Everyone has those moments. Even my grandma, who has openly stated an extreme dislike for almost every game known to man, mobile phones and anything to do with technology that isn't reading the news or playing patience loves Tetris. To her it's not Tetris. To her it's playing a falling blocks game based on a gameshow she used to watch.

Tetris is so delightfully simple. 5-tile shaped blocks, all connected, fall down at random intervals. Your task as the player is to fill out full width lines of the screen with these blocks. One of the buttons rotates the blocks as they fall down. Fill out a line, and you get points. That is, at least on a very basic level, the gameplay of Tetris. Frequently there is a button added to the game to make the blocks fall down quicker, but I would not say that is required to play the game.1

Tetris is, like most games made in the 80s and early 90s, a game very much rooted into achieving a high schore. There is no deep narrative to Tetris. It is just about falling blocks and getting a high score. However... for some reason the idea of competitive Tetris just seemed alien to me. I'm by no means unfamiliar with competetive games. Watching world records and speedruns of video games, both within intended ideas and in the realm of the unintended glitches, is something that I find very interesting, even if I lack the skill to do most of this stuff myself.2

But yet... it exists. I was first made aware of this thanks to a friend; I was a little bit disinterested about the recent Tetris Effect game. After all; Tetris has been remade so many times and there's already so many ports to PC, why would you want another version? And then she began going on about the rotation point of a block and suddenly I went from disinterested to completely mystified. If you can spend time analyzing the quality of a new game as simple as falling blocks, there's got to be more to it.

As it turns out, Tetris has a very active competetive scene and the quality of games is extensively documented on the Tetris Wiki. I have seen footage of it, and compared to other competetive tournament or gameplay footage, it's something else. If you think that announcers for fighting game competitions can be the invested type, the ones for Tetris seem almost on a whole other level. And that's... just kinda absurd. This is a game whose basic nature is so simple that anyone can understand it when they look at what's going on.
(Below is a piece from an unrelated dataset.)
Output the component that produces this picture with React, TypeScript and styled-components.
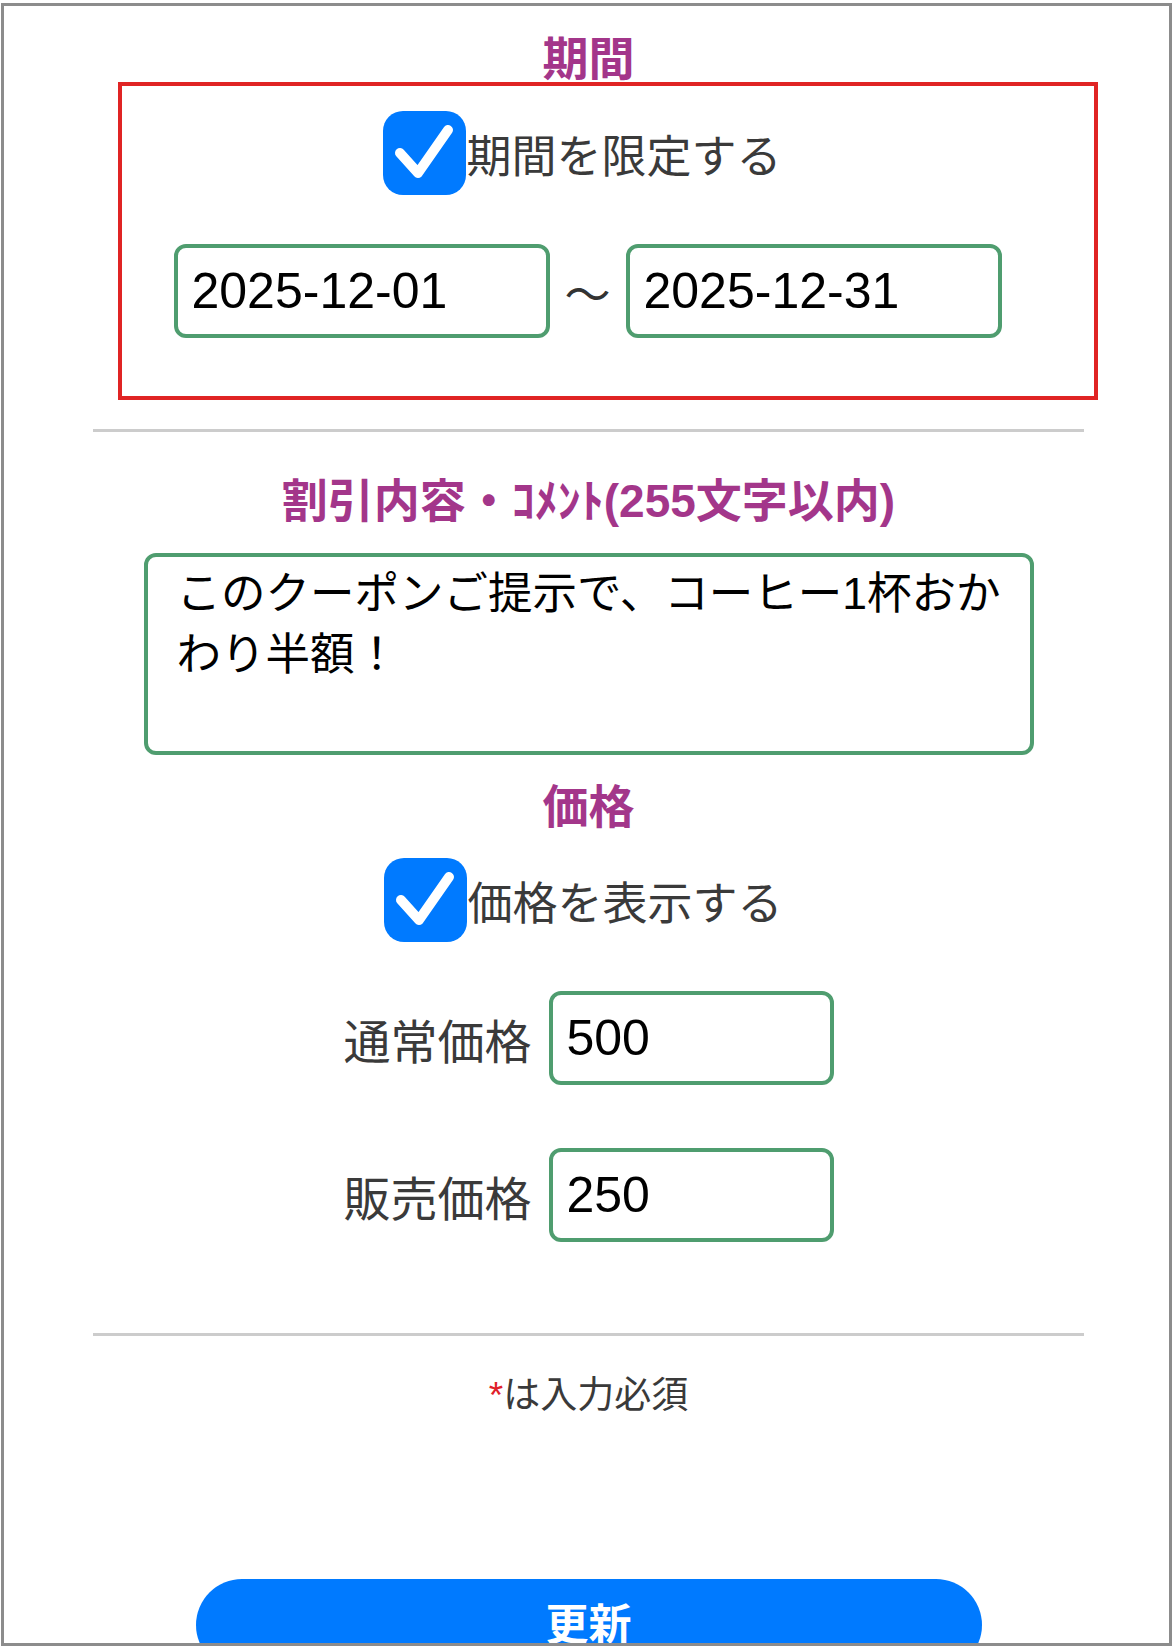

Why would you need an announcer for that, I wondered?

To understand what I mean, I can look at someone playing Tetris professionally and I won't be left with a meandering stare as to what's going on. With other games, watching a speedrun or competetive play is like watching someone preform magic. Sure, I can preform some of the components here, but at some point people start doing such frame-perfect skips and moves that I'm just left in a certain awe. I still feel that awe with competetive Tetris, but unlike those games, that awe comes with an understanding. Tetris is so simple that even I fully understand every single one of it's mechanics, even if I don't know specifically how the randomizer isn't truly random or how the blocks should rotate counterclockwise or clockwise, that I can also get that understanding of just why the person playing it is so good at the game. I'm terrible at Tetris. I think my high score with the game is 27 lines before giving up. But even with that low level of personal skill, my knowledge of the game is at the point where I can follow that along.

It's a sensation I do encourage people to at least see and try out.

But at the same time... I can't deny that I find that absurdity, that understanding, something truly delightful. To me, that is probably one of the coolest things about being human. Tetris is a game whose basic understanding is so easy to grasp, so logical, it seems nearly alien to consider playing it competetively. Yet the fact that we can find investment, find joy, find tournaments being based just on the act of dropping blocks into lines, that is something truly amazing.3

As for me; I might actually try Tetris: Effect Connected. It's been a while since we had a good Tetris game. Tetris 100 didn't captivate me. Tetris from EA on mobile was for ages the only version I actually had access to and it's infamously terrible. I think it might be time to just have some fun with falling blocks. Don't think I'd do it competetively though.

That's all.

  1. Unfortunately here I do need to bring up that there is technically speaking a massive internal list of requirements to make a Tetris game that the owner of Tetris is notoriously awful about (in general the Tetris Company are wankers), but this is about the primal idea of Tetris, not it's design document.
  2. A quick shout-out to Summoning Salt whose analysis videos of speedruns and how Wold Records evolved over time are great. Check him out.
  3. One thing that even elevates it for me is that when you get down to it, Tetris is considered an "NP-complete" game. This means that, hypothetically speaking, Tetris can be solved by a computer to attain the maximum score possible for every combination. The fact we can derive joy from something that is technologically considered completely pointless is amazing.